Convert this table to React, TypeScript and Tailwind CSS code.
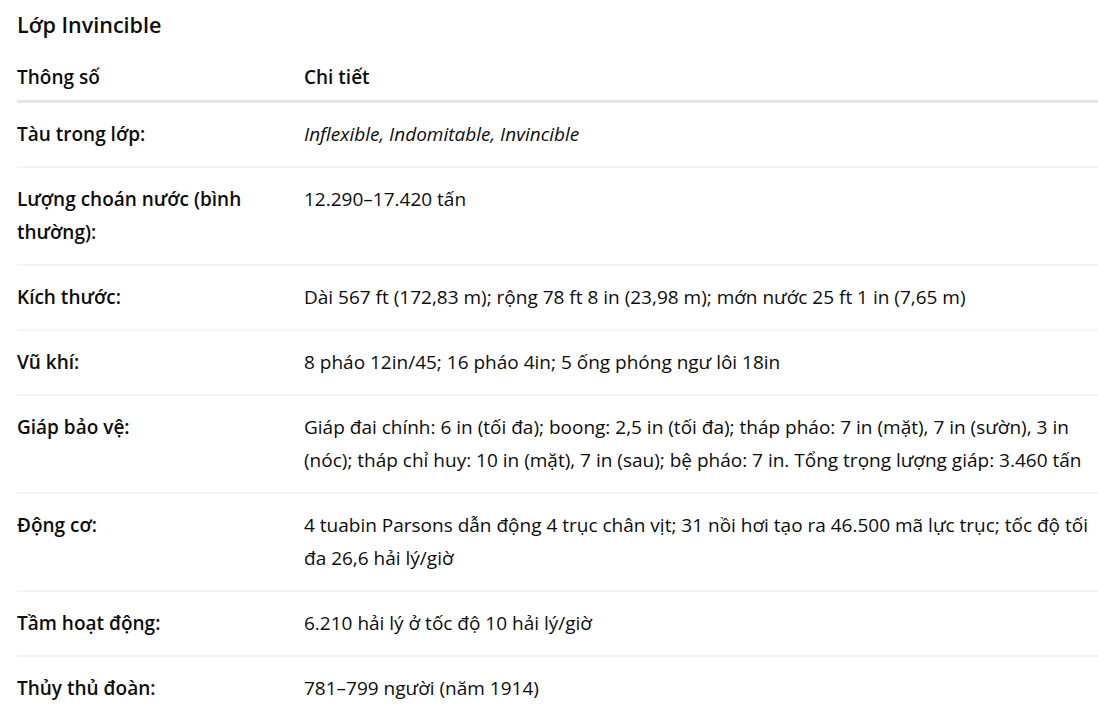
import React from 'react';

type Row = { label: string; value: React.ReactNode };

const rows: Row[] = [
  { label: 'Tàu trong lớp:', value: <em>Inflexible, Indomitable, Invincible</em> },
  { label: 'Lượng choán nước (bình thường):', value: '12.290–17.420 tấn' },
  { label: 'Kích thước:', value: 'Dài 567 ft (172,83 m); rộng 78 ft 8 in (23,98 m); mớn nước 25 ft 1 in (7,65 m)' },
  { label: 'Vũ khí:', value: '8 pháo 12in/45; 16 pháo 4in; 5 ống phóng ngư lôi 18in' },
  {
    label: 'Giáp bảo vệ:',
    value:
      'Giáp đai chính: 6 in (tối đa); boong: 2,5 in (tối đa); tháp pháo: 7 in (mặt), 7 in (sườn), 3 in (nóc); tháp chỉ huy: 10 in (mặt), 7 in (sau); bệ pháo: 7 in. Tổng trọng lượng giáp: 3.460 tấn',
  },
  {
    label: 'Động cơ:',
    value: '4 tuabin Parsons dẫn động 4 trục chân vịt; 31 nồi hơi tạo ra 46.500 mã lực trục; tốc độ tối đa 26,6 hải lý/giờ',
  },
  { label: 'Tầm hoạt động:', value: '6.210 hải lý ở tốc độ 10 hải lý/giờ' },
  { label: 'Thủy thủ đoàn:', value: '781–799 người (năm 1914)' },
];

export default function App() {
  return (
    <div
      className="min-h-screen bg-white pl-[17px] text-[#0d0d0d]"
      style={{ fontFamily: '"Open Sans", "Noto Sans", sans-serif' }}
    >
      {/* Section heading */}
      <h3 className="pt-[10px] text-[21.5px] font-semibold leading-[30px]">Lớp Invincible</h3>

      {/* Spec table */}
      <table className="mt-[8px] w-full border-collapse text-left text-[19px] leading-[33px]">
        <thead>
          <tr className="border-b-[3px] border-[#e6e6e6]">
            <th className="w-[287px] pb-[6px] pr-4 pt-[13px] align-top font-semibold">Thông số</th>
            <th className="pb-[6px] pt-[13px] align-top font-semibold">Chi tiết</th>
          </tr>
        </thead>
        <tbody>
          {rows.map((r, i) => (
            <tr key={r.label} className={i < rows.length - 1 ? 'border-b-2 border-[#f3f3f3]' : ''}>
              <td className="py-[15px] pr-8 align-top font-semibold">{r.label}</td>
              <td className="py-[15px] align-top">{r.value}</td>
            </tr>
          ))}
        </tbody>
      </table>
    </div>
  );
}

++++

# The task
Transcribe the preceding listing in its entirety and with exact wording, leaving out pictures.

# Expected answer
Convert this table to React, TypeScript and Tailwind CSS code.
import React from 'react';

type Row = { label: string; value: React.ReactNode };

const rows: Row[] = [
  { label: 'Tàu trong lớp:', value: <em>Inflexible, Indomitable, Invincible</em> },
  { label: 'Lượng choán nước (bình thường):', value: '12.290–17.420 tấn' },
  { label: 'Kích thước:', value: 'Dài 567 ft (172,83 m); rộng 78 ft 8 in (23,98 m); mớn nước 25 ft 1 in (7,65 m)' },
  { label: 'Vũ khí:', value: '8 pháo 12in/45; 16 pháo 4in; 5 ống phóng ngư lôi 18in' },
  {
    label: 'Giáp bảo vệ:',
    value:
      'Giáp đai chính: 6 in (tối đa); boong: 2,5 in (tối đa); tháp pháo: 7 in (mặt), 7 in (sườn), 3 in (nóc); tháp chỉ huy: 10 in (mặt), 7 in (sau); bệ pháo: 7 in. Tổng trọng lượng giáp: 3.460 tấn',
  },
  {
    label: 'Động cơ:',
    value: '4 tuabin Parsons dẫn động 4 trục chân vịt; 31 nồi hơi tạo ra 46.500 mã lực trục; tốc độ tối đa 26,6 hải lý/giờ',
  },
  { label: 'Tầm hoạt động:', value: '6.210 hải lý ở tốc độ 10 hải lý/giờ' },
  { label: 'Thủy thủ đoàn:', value: '781–799 người (năm 1914)' },
];

export default function App() {
  return (
    <div
      className="min-h-screen bg-white pl-[17px] text-[#0d0d0d]"
      style={{ fontFamily: '"Open Sans", "Noto Sans", sans-serif' }}
    >
      {/* Section heading */}
      <h3 className="pt-[10px] text-[21.5px] font-semibold leading-[30px]">Lớp Invincible</h3>

      {/* Spec table */}
      <table className="mt-[8px] w-full border-collapse text-left text-[19px] leading-[33px]">
        <thead>
          <tr className="border-b-[3px] border-[#e6e6e6]">
            <th className="w-[287px] pb-[6px] pr-4 pt-[13px] align-top font-semibold">Thông số</th>
            <th className="pb-[6px] pt-[13px] align-top font-semibold">Chi tiết</th>
          </tr>
        </thead>
        <tbody>
          {rows.map((r, i) => (
            <tr key={r.label} className={i < rows.length - 1 ? 'border-b-2 border-[#f3f3f3]' : ''}>
              <td className="py-[15px] pr-8 align-top font-semibold">{r.label}</td>
              <td className="py-[15px] align-top">{r.value}</td>
            </tr>
          ))}
        </tbody>
      </table>
    </div>
  );
}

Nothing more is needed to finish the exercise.